Captives allow organizations to underwrite risk on their own terms. That means covering exposures that are uninsurable in the traditional market, like AI-specific liability, third-party tool failure, or reputation-related loss. It also means collecting more granular data on threats, tailoring loss prevention strategies and recapturing underwriting profit over time.

Importantly, this isn’t about replacing traditional insurance - it’s about augmenting it. AI isn’t just another category of cybercrime. It’s a new paradigm. And it demands a new way of thinking about risk.

A Call for Smarter Risk Conversations

Business leaders can’t afford to treat insurance as a checkbox. In a landscape where cybercriminals are armed with increasingly sophisticated tools, and insurers are backing away from ambiguity, risk strategy must be as dynamic as the threats themselves.

That starts with asking better questions:

  • Does your cyber policy explicitly cover AI-related incidents?
  • Are there exclusions for synthetic media, impersonation or social engineering?
  • How are third-party tools and automation vendors factored into your coverage?
  • What’s your exposure to content liability stemming from AI-generated outputs?
  • And perhaps most critically: what happens when your insurance doesn’t respond?
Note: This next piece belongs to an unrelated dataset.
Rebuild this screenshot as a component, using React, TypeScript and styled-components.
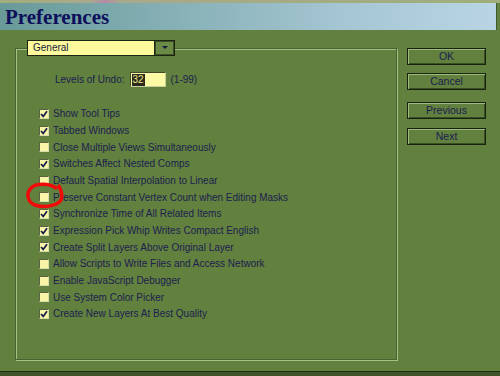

Answering these questions won’t solve the problem—but it will expose the gaps. And in today’s risk climate, knowing where you’re vulnerable is the first step to building something stronger.

Because when the next attack comes - and it will - it may not look like anything you’ve seen before. And if your insurance program is still designed to respond to yesterday’s threats, you’ll be paying tomorrow’s damages out of pocket.